To build Consulate from the source code yourself you need to have a working Go environment with version 1.9 or greater installed.
$ mkdir -p $GOPATH/src/github.com/kadaan
$ cd $GOPATH/src/github.com/kadaan
$ git clone https://github.com/kadaan/consulate.git
$ cd consulate
$ ./build.sh
Consulate provides a normalized HTTP endpoint that responds with
200 / non-200 according to Consul checks specified in the requested URL.
This endpoint can then be composed with existing HTTP based monitoring tools, like
AWS ELB health checks, to enable service monitoring based on Consul checks.
Usage:
consulate [command]
Available Commands:
help Help about any command
server Runs the Consulate server
version Prints the Consulate version
Flags:
--config string config file (default is $HOME/.consulate.yaml)
-h, --help help for consulate
Use "consulate [command] --help" for more information about a command.

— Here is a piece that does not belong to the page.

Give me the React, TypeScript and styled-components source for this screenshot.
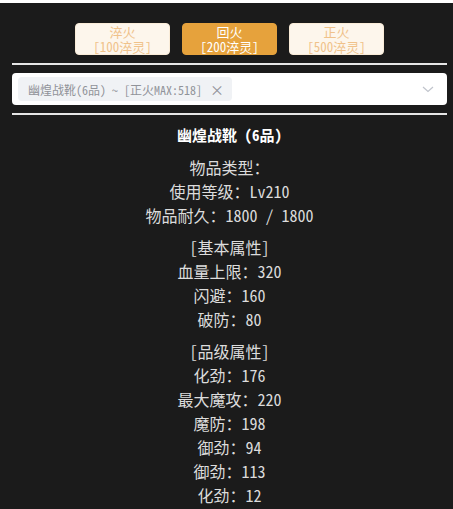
import React from "react";
import styled, { createGlobalStyle } from "styled-components";

const Global = createGlobalStyle`
  html, body { margin: 0; padding: 0; background: #ffffff; }
  body { font-family: "Noto Sans CJK SC", "Liberation Sans", sans-serif; }
`;

const Panel = styled.div`
  margin-top: 3px;
  background: #1b1b1b;
  min-height: 506px;
  padding: 20px 6px 0 12px;
  box-sizing: border-box;
`;

const ButtonRow = styled.div`
  display: flex;
  justify-content: center;
  gap: 12px;
`;

const FireButton = styled.button<{ $active?: boolean }>`
  width: 95px;
  height: 32px;
  box-sizing: border-box;
  padding: 0;
  border-radius: 4px;
  border: 1px solid ${(p) => (p.$active ? "#e6a23c" : "#faecd8")};
  background: ${(p) => (p.$active ? "#e6a23c" : "#fdf6ec")};
  color: ${(p) => (p.$active ? "#ffffff" : "#f0c28a")};
  font-family: "Noto Sans CJK SC", sans-serif;
  font-feature-settings: "hwid";
  font-size: 13px;
  line-height: 15px;
  display: flex;
  flex-direction: column;
  align-items: center;
  justify-content: center;
`;

const Divider = styled.div`
  height: 2px;
  background: #e6e6e6;
  margin: 8px 0;
`;

const Select = styled.div`
  height: 32px;
  background: #ffffff;
  border-radius: 4px;
  display: flex;
  align-items: center;
  padding: 0 12px 0 6px;
  box-sizing: border-box;
`;

const Tag = styled.span`
  height: 24px;
  display: inline-flex;
  align-items: center;
  gap: 8px;
  padding: 0 8px 0 10px;
  background: #f0f2f5;
  border-radius: 4px;
  color: #909399;
  font-size: 12px;
  font-feature-settings: "hwid";
  white-space: pre;
`;

const Close = styled.span`
  font-size: 14px;
  color: #909399;
  font-feature-settings: normal;
`;

const Arrow = styled.svg`
  margin-left: auto;
  width: 14px;
  height: 14px;
`;

const Info = styled.div`
  display: flex;
  flex-direction: column;
  align-items: center;
  color: #dcdcdc;
  font-size: 16px;
  line-height: 24px;
  font-feature-settings: "hwid";
  white-space: pre;
`;

const Group = styled.div`
  display: flex;
  flex-direction: column;
  align-items: center;
  & + & {
    margin-top: 8px;
  }
`;

const Title = styled.div`
  font-weight: bold;
  color: #ffffff;
  font-size: 15px;
`;

const Line = styled.div``;

const groups: string[][] = [
  ["物品类型：", "使用等级：Lv210", "物品耐久：1800 / 1800"],
  ["[基本属性]", "血量上限：320", "闪避：160", "破防：80"],
  ["[品级属性]", "化劲：176", "最大魔攻：220", "魔防：198", "御劲：94", "御劲：113", "化劲：12"],
];

export default function App() {
  return (
    <>
      <Global />
      <Panel>
        <ButtonRow>
          <FireButton>
            <span>淬火</span>
            <span>[100淬灵]</span>
          </FireButton>
          <FireButton $active>
            <span>回火</span>
            <span>[200淬灵]</span>
          </FireButton>
          <FireButton>
            <span>正火</span>
            <span>[500淬灵]</span>
          </FireButton>
        </ButtonRow>
        <Divider />
        <Select>
          <Tag>
            <span>幽煌战靴(6品) ~ [正火MAX:518]</span>
            <Close>×</Close>
          </Tag>
          <Arrow viewBox="0 0 14 14">
            <path d="M2 5 L7 9.5 L12 5" fill="none" stroke="#c0c4cc" strokeWidth="1.2" />
          </Arrow>
        </Select>
        <Divider />
        <Info>
          <Group>
            <Title>幽煌战靴 (6品)</Title>
          </Group>
          {groups.map((g, i) => (
            <Group key={i}>
              {g.map((t, j) => (
                <Line key={j}>{t}</Line>
              ))}
            </Group>
          ))}
        </Info>
      </Panel>
    </>
  );
}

$ ./dist/consulate_darwin_amd64 help version
Prints the Consulate version
Usage:
consulate version [flags]
Flags:
-h, --help help for version
Global Flags:
--config string config file (default is $HOME/.consulate.yaml)
$ ./dist/consulate_darwin_amd64 version
Consulate, version 0.0.1 (branch: master, revision: 6b85aa3f65798fdaa7ed65f7b9a981c70bbd471b)
build user: [email protected]
build date: 2018-02-19T17:49:32Z
go version: go1.9.3
$ ./dist/consulate_darwin_amd64 help server
Starts the Consulate server and runs until an interrupt is received.
Usage:
consulate server [flags]
Flags:
--bad-request-status-code int the status code returned when a request to Consulate could not be understood (default 400)
-c, --consul-address string the Consul HTTP API address to query against (default "localhost:8500")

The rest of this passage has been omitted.